Sunday, October 11, 2009

Natural Light an ADA Accommodation for SAD?

Business Insurance Magazine reports:
"failure to accommodate an employee suffering from seasonal affective disorder with natural light could run afoul of the Americans with Disabilities Act."
The operative word in that sentence, as is often the case in the world of ADA opinions, is "could." The case in question is Renae Ekstrand v. School District of Somerset, No. 08 C 193 (7th Cir. Oct. 6, 2009). The Seventh Circuit held that a school's failure to put a teacher with Seasonal Affective Disorder ("SAD") in a classroom with natural light could violate the ADA. The case was remanded to the lower court.

ADA claims frequently involve fact-intensive inquiries. For example, is SAD a disability? Well, it was here but that does not necessarily make it a disability in the future. Each case will have to determine whether the specific instance of SAD "substantially limits one or more major life activities." In this case, the Plaintiff produced evidence that she:
"experienced hypersomnia, racing thoughts, panic attacks, uncontrollable crying, inability to eat, and thoughts of suicide."
All of that was on top of "fatigue, anxiety, hypervigilance, tearfulness, racing thoughts, and trouble organizing tasks." This was not just a case of feeling a little tired in the winter.
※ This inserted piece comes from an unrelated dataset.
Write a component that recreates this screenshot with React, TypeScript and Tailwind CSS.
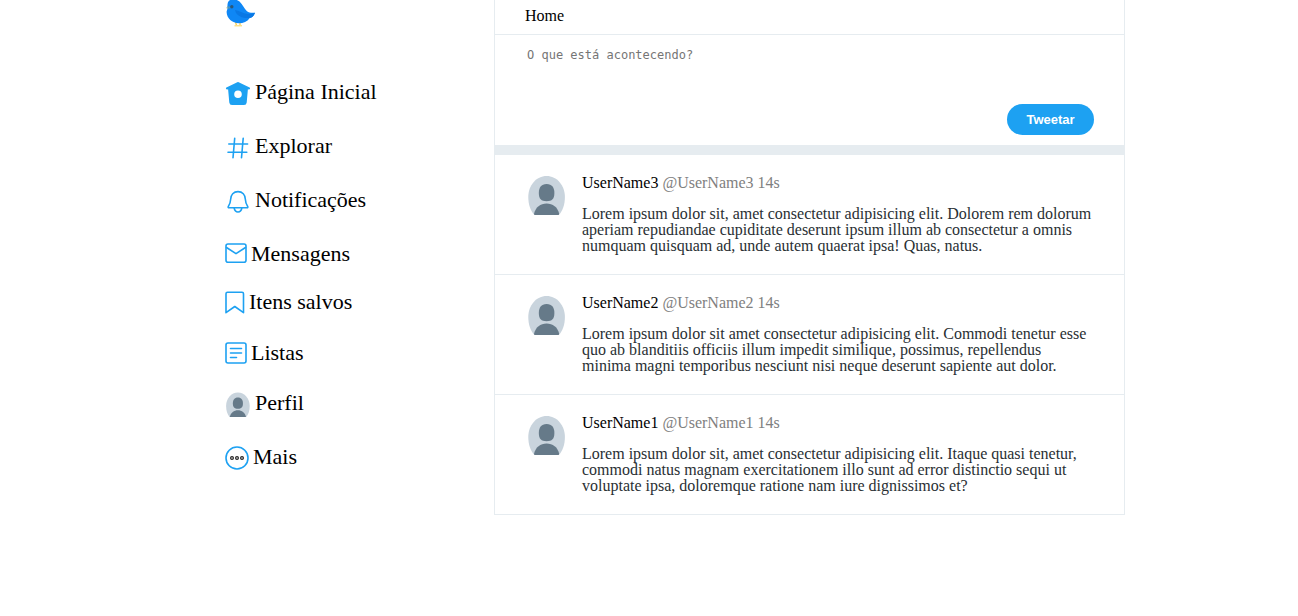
import type { ReactNode } from "react";

const line = {
  fill: "none",
  stroke: "#1da1f2",
  strokeWidth: 1.6,
  strokeLinecap: "round" as const,
  strokeLinejoin: "round" as const,
};

function BirdLogo() {
  return (
    <svg viewBox="0 0 32 28" className="h-7 w-8" aria-hidden="true">
      <path d="M10.500 22 L11.500 25.500 M15 22.500 L15 25.500" stroke="#f6c945" strokeWidth="1.200" fill="none" />
      <path d="M9.500 25.700 H17" stroke="#fbe08a" strokeWidth="1.500" fill="none" />
      <path d="M0.800 8 L3.500 5.500 L4.500 9.500 Z" fill="#d9d6a0" />
      <path
        d="M5 0 C8.500 -1.200 12 -0.500 14.500 1.500 C17.800 4.500 19 8.500 22 11.300 C24 13 27 12.800 30 12.700 C28.800 16 27 17.500 24.800 18 C22 21.800 18.500 23.300 14 23.300 C7 23 1.800 18.500 1.600 12 C1.600 10.500 2.500 9.500 2.600 8 C2.200 4.500 2.500 1.500 5 0 Z"
        fill="#0f87f5"
      />
      <path d="M10 10 C14 10.500 18 13.800 22.500 14 C25 14.100 28 13.500 30 12.700 C28.800 16 27 17.500 24.800 18 C19 18.500 11.500 17 10 10 Z" fill="#0a78e4" />
      <path d="M2.700 5.800 L6 7.500 L3.200 9.300 Z" fill="#4d93b8" />
      <circle cx="6.800" cy="6.800" r="1.700" fill="#2c5878" />
    </svg>
  );
}

function HomeIcon() {
  return (
    <svg viewBox="0 0 26 28" className="h-7 w-[26px] shrink-0" aria-hidden="true">
      <path
        fillRule="evenodd"
        fill="#1da1f2"
        d="M12.300 4.200 Q13 3.800 13.700 4.200 L24.600 9.400 Q25.300 9.900 25 10.800 Q24.600 11.500 23.800 11.400 L22.900 11.300 L21.700 24.500 Q21.400 27 19 27 H7 Q4.600 27 4.300 24.500 L3.100 11.300 L2.200 11.400 Q1.400 11.500 1 10.800 Q0.700 9.900 1.400 9.400 Z M13 12.400 a3.800 3.800 0 1 0 0 7.600 a3.800 3.800 0 1 0 0 -7.600 Z"
      />
    </svg>
  );
}

function HashIcon() {
  return (
    <svg viewBox="0 0 26 28" className="h-7 w-[26px] shrink-0" aria-hidden="true">
      <path {...line} d="M9.700 6.300 L8 25.700 M18.200 6.300 L16.500 25.700 M3.800 12 H22.600 M3 20.300 H21.800" />
    </svg>
  );
}

function BellIcon() {
  return (
    <svg viewBox="0 0 26 28" className="h-7 w-[26px] shrink-0" aria-hidden="true">
      <path {...line} d="M13 5.600 C8.500 5.600 5.900 9 5.700 13 C5.500 17 4.800 18.500 3.200 20.700 Q2.900 21.800 4 21.800 H22 Q23.100 21.800 22.800 20.700 C21.200 18.500 20.500 17 20.300 13 C20.100 9 17.500 5.600 13 5.600 Z" />
      <path {...line} d="M9.200 22.200 C9.600 24.700 11 26 13 26 C15 26 16.400 24.700 16.800 22.200" />
    </svg>
  );
}

function MailIcon() {
  return (
    <svg viewBox="0 0 22 28" className="h-7 w-[22px] shrink-0" aria-hidden="true">
      <rect {...line} x="1" y="4" width="20" height="18.200" rx="2" />
      <path {...line} d="M1.500 7.500 L11 13.700 L20.500 7.500" />
    </svg>
  );
}

function BookmarkIcon() {
  return (
    <svg viewBox="0 0 20 28" className="h-7 w-5 shrink-0" aria-hidden="true">
      <path {...line} d="M2.500 4.300 H17 Q18.500 4.300 18.500 5.800 V24.700 L9.800 18.500 L1 24.700 V5.800 Q1 4.300 2.500 4.300 Z" />
    </svg>
  );
}

function ListIcon() {
  return (
    <svg viewBox="0 0 22 28" className="h-7 w-[22px] shrink-0" aria-hidden="true">
      <rect {...line} x="1" y="4" width="20" height="20" rx="2" />
      <path {...line} d="M5.500 9.500 H16.500 M5.500 14 H16.500 M5.500 18.500 H11.500" />
    </svg>
  );
}

function MoreIcon() {
  return (
    <svg viewBox="0 0 24 28" className="h-7 w-6 shrink-0" aria-hidden="true">
      <circle cx="12" cy="15" r="11" fill="none" stroke="#1da1f2" strokeWidth="1.600" />
      <g fill="none" stroke="#222222" strokeWidth="1.200">
        <circle cx="7" cy="15" r="1.400" />
        <circle cx="12" cy="15" r="1.400" />
        <circle cx="17" cy="15" r="1.400" />
      </g>
    </svg>
  );
}

function Person() {
  return (
    <>
      <path d="M6.500 40 C2.500 36 0.300 29.500 0.300 22 C0.300 10.500 8.300 1 18.600 1 S36.900 10.500 36.900 22 C36.900 29.500 34.700 36 30.700 40 Z" fill="#c9d4dd" />
      <path d="M18.600 9 C24 9 26.400 12.800 26.400 18 C26.400 23.800 24 26.200 18.600 26.200 S10.800 23.800 10.800 18 C10.800 12.800 13.200 9 18.600 9 Z" fill="#667a89" />
      <path d="M6 39 C7.500 32 12.500 28.500 18.600 28.500 S29.700 32 31.200 39 Q31.200 40 30.200 40 H7 Q6 40 6 39 Z" fill="#667a89" />
    </>
  );
}

function ProfileIcon() {
  return (
    <svg viewBox="0 0 26 28" className="h-7 w-[26px] shrink-0" aria-hidden="true">
      <g transform="translate(0.900 2.800) scale(0.645)">
        <Person />
      </g>
    </svg>
  );
}

type NavEntry = { label: string; icon: ReactNode; height: string };

const entries: NavEntry[] = [
  { label: "Página Inicial", icon: <HomeIcon />, height: "h-[54px]" },
  { label: "Explorar", icon: <HashIcon />, height: "h-[54px]" },
  { label: "Notificações", icon: <BellIcon />, height: "h-[54px]" },
  { label: "Mensagens", icon: <MailIcon />, height: "h-12" },
  { label: "Itens salvos", icon: <BookmarkIcon />, height: "h-[51px]" },
  { label: "Listas", icon: <ListIcon />, height: "h-[50px]" },
  { label: "Perfil", icon: <ProfileIcon />, height: "h-[54px]" },
  { label: "Mais", icon: <MoreIcon />, height: "h-[54px]" },
];

const tweets = [
  {
    name: "UserName3",
    text: "Lorem ipsum dolor sit, amet consectetur adipisicing elit. Dolorem rem dolorum aperiam repudiandae cupiditate deserunt ipsum illum ab consectetur a omnis numquam quisquam ad, unde autem quaerat ipsa! Quas, natus.",
  },
  {
    name: "UserName2",
    text: "Lorem ipsum dolor sit amet consectetur adipisicing elit. Commodi tenetur esse quo ab blanditiis officiis illum impedit similique, possimus, repellendus minima magni temporibus nesciunt nisi neque deserunt sapiente aut dolor.",
  },
  {
    name: "UserName1",
    text: "Lorem ipsum dolor sit, amet consectetur adipisicing elit. Itaque quasi tenetur, commodi natus magnam exercitationem illo sunt ad error distinctio sequi ut voluptate ipsa, doloremque ratione nam iure dignissimos et?",
  },
];

export default function App() {
  return (
    <div className="flex min-h-screen items-start justify-center bg-white pl-[52px] font-['Liberation_Serif',serif] text-black">
      <div className="flex w-full max-w-[900px] items-start">
        <aside className="w-[269px] shrink-0">
          <a href="#" aria-label="Twitter" className="mb-[50px] block w-8">
            <BirdLogo />
          </a>
          <nav>
            <ul>
              {entries.map((entry) => (
                <li key={entry.label} className={entry.height}>
                  <a href="#" className="inline-flex gap-1 text-[22px] leading-7">
                    {entry.icon}
                    {entry.label}
                  </a>
                </li>
              ))}
            </ul>
          </nav>
        </aside>

        <main className="min-w-0 flex-1 border-x border-[#e6ecf0]">
          <h1 className="border-b border-[#e6ecf0] px-[30px] pt-1.5 pb-2 text-base leading-5">Home</h1>
          <form className="flex flex-col items-end border-b-10 border-[#e6ecf0] px-[30px] pt-3 pb-2.5">
            <textarea
              aria-label="O que está acontecendo?"
              placeholder="O que está acontecendo?"
              className="h-[57px] w-full resize-none px-0.5 font-['DejaVu_Sans_Mono',monospace] text-xs leading-4 outline-none placeholder:text-[#757575]"
            />
            <button
              type="button"
              className="h-[31px] w-[87px] rounded-full bg-[#1da1f2] font-['Liberation_Sans',sans-serif] text-[13px] font-bold text-white"
            >
              Tweetar
            </button>
          </form>
          {tweets.map((tweet) => (
            <article key={tweet.name} className="flex gap-4 border-b border-[#e6ecf0] pt-5 pr-[30px] pb-5 pl-[33px]">
              <svg viewBox="0 0 38 40" className="h-10 w-[38px] shrink-0" role="img" aria-label={tweet.name}>
                <Person />
              </svg>
              <div className="min-w-0 flex-1">
                <h2 className="mb-[15px] text-base leading-4">
                  {tweet.name} <span className="text-[#808080]">@{tweet.name} 14s</span>
                </h2>
                <p className="text-base leading-4 text-[#292f33]">{tweet.text}</p>
              </div>
            </article>
          ))}
        </main>
      </div>
    </div>
  );
}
Assuming SAD is a disability, can we at least draw from this case that natural light is a reasonable accommodation? Again, depends on the facts. Here, another teacher offered to switch classrooms and another classroom sat empty (but was reserved for a possible new 3rd grade class). It probably wouldn't have been an "undue hardship" to simply switch the rooms. It may have been a little different if the employee worked in a windowless warehouse or a coal mine where natural light is simply not an option.

So do employers have to provide natural light for employees with SAD? It's still not clear. The employer in this case might not even have to provide such an accommodation! It will likely head to a jury (assuming no settlement or subsequent motions). Such are the troubles with drawing precedent from ADA cases.

Sidenote: The author of this opinion, Judge Bauer, and another judge on this panel, Chief Judge Easterbrook, were both in the news recently when a blogger allegedly threatened to kill them.